BEGIN
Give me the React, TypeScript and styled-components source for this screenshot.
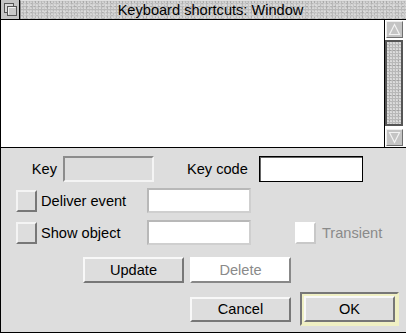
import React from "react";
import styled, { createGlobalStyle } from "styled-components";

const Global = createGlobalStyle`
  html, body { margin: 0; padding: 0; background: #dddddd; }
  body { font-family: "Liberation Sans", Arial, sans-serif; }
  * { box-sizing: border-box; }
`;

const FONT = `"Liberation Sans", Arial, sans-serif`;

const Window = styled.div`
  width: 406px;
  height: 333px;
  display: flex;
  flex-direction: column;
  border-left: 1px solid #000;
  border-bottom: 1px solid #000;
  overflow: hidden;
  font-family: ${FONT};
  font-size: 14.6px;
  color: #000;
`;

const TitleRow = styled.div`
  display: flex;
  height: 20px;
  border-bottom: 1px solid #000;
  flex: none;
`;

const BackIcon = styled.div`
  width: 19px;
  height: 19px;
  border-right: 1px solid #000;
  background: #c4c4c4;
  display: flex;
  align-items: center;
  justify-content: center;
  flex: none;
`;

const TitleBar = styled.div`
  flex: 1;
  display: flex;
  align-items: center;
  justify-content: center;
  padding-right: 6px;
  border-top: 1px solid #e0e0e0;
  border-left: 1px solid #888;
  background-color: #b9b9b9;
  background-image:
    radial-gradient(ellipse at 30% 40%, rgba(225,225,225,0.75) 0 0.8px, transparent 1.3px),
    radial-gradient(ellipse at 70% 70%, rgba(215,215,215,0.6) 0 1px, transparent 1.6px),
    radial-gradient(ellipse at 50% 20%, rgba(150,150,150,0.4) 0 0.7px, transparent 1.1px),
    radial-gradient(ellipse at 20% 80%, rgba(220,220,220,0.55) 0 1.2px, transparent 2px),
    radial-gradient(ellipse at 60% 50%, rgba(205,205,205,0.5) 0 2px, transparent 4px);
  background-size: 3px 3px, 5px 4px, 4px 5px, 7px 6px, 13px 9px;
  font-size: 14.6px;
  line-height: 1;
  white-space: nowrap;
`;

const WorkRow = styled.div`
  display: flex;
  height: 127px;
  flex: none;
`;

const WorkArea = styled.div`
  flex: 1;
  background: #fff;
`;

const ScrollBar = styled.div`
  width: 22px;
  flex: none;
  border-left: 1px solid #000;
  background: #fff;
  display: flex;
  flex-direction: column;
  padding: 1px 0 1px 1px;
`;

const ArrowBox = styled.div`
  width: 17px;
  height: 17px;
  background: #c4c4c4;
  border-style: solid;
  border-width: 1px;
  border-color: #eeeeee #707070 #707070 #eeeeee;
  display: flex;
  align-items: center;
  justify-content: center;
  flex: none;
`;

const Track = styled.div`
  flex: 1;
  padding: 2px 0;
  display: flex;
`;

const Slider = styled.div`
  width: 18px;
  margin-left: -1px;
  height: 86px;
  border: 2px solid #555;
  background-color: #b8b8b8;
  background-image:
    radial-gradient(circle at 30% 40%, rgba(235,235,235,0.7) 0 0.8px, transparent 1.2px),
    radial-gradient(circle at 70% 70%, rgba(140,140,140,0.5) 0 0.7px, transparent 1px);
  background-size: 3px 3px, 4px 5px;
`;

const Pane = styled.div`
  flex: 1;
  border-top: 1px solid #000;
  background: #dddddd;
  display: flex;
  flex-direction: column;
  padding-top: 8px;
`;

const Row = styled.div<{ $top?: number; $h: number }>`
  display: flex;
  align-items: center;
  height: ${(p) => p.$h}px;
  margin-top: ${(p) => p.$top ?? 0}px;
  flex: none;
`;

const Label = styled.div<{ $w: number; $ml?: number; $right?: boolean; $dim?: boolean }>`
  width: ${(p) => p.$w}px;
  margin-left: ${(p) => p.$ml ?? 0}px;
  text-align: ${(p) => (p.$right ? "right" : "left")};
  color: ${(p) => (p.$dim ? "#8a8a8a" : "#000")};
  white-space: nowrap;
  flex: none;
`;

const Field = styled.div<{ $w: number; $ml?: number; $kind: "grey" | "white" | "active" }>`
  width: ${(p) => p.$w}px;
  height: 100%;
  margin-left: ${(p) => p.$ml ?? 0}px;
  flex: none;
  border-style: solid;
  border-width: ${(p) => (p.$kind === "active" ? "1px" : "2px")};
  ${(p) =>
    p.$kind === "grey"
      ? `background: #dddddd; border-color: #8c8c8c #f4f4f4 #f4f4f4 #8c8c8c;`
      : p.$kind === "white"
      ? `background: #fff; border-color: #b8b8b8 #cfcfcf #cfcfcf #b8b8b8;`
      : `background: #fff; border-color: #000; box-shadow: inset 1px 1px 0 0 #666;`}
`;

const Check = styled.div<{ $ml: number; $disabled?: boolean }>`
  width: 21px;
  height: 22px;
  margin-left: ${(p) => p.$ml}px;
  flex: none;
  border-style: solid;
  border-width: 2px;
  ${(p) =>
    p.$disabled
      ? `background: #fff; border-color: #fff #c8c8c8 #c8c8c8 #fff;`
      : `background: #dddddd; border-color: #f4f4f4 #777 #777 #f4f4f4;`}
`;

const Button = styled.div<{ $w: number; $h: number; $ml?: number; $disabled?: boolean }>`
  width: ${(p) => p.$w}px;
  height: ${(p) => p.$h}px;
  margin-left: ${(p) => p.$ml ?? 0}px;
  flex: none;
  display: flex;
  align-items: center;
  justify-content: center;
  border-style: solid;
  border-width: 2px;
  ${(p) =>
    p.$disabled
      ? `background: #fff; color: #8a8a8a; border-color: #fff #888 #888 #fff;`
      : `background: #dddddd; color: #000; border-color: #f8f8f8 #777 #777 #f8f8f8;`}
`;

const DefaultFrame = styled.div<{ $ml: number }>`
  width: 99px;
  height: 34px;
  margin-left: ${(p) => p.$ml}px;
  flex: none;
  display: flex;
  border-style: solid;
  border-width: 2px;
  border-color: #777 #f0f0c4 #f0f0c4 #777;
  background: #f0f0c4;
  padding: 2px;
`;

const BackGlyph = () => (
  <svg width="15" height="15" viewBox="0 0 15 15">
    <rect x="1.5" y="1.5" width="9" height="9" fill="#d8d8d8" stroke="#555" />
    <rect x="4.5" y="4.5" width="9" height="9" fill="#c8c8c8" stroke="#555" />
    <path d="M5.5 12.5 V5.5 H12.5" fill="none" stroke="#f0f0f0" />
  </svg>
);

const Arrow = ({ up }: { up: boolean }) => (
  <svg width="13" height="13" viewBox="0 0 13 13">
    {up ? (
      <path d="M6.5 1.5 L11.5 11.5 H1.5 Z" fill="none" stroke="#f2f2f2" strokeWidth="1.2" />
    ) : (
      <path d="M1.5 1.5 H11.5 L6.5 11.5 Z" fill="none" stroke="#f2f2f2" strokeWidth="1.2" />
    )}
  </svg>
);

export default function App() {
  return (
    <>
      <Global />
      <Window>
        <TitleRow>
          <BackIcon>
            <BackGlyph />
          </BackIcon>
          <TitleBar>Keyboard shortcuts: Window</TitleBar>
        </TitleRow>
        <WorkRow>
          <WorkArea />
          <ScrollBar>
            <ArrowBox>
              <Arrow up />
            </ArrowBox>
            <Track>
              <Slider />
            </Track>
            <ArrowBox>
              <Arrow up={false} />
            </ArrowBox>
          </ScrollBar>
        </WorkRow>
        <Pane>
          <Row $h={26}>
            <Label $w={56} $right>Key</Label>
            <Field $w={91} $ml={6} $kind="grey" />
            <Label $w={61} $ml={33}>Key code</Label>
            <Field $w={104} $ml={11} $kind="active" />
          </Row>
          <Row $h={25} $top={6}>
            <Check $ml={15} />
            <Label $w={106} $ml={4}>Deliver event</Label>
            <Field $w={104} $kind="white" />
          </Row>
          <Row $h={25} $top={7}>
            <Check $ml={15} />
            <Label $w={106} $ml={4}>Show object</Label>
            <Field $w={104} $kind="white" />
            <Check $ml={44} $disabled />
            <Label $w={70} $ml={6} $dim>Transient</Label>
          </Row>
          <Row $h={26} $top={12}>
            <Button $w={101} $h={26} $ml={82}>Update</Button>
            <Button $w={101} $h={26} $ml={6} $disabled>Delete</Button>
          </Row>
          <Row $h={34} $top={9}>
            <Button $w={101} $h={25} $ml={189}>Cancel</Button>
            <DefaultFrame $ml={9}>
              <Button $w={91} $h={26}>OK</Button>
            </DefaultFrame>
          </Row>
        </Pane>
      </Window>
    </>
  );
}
END
BEGIN
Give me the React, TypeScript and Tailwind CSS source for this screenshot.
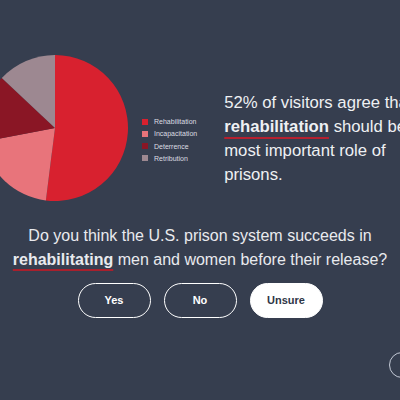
END
BEGIN
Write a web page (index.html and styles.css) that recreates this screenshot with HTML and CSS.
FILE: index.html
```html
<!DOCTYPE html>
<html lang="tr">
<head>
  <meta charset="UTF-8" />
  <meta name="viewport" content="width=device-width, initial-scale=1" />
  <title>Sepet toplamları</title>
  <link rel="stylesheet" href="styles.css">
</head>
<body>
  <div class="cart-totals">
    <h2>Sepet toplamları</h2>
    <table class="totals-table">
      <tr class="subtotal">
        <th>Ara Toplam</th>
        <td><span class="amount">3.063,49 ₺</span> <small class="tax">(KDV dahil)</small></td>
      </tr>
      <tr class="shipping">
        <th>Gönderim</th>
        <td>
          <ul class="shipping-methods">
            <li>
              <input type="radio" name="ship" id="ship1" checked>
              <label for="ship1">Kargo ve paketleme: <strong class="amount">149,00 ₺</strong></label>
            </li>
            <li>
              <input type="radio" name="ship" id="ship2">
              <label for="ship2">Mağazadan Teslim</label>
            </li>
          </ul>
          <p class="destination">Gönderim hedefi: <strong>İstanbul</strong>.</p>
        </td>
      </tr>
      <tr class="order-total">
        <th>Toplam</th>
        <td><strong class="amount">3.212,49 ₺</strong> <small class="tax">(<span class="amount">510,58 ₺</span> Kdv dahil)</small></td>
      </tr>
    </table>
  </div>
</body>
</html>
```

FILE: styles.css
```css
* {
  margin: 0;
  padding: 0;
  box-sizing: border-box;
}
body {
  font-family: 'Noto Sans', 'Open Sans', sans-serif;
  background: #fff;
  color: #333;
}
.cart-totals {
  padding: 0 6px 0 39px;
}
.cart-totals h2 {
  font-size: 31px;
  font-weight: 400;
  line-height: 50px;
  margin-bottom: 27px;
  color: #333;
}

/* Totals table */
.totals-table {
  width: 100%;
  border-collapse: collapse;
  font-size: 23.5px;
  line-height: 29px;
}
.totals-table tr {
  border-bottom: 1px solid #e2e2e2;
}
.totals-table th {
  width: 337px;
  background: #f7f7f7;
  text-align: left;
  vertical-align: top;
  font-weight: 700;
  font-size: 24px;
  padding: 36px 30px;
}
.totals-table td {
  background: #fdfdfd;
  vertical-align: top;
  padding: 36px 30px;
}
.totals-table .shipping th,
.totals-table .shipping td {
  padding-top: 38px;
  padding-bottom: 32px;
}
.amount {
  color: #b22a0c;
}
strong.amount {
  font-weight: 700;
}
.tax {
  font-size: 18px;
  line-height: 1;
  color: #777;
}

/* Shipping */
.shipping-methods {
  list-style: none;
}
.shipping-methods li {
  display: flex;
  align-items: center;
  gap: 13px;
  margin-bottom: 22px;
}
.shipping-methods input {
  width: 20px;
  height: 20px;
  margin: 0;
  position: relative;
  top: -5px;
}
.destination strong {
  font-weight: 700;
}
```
END
- Required work -
In the material above, find the lines that contain "index" and show them.

- Output below -
Write a web page (index.html and styles.css) that recreates this screenshot with HTML and CSS.
FILE: index.html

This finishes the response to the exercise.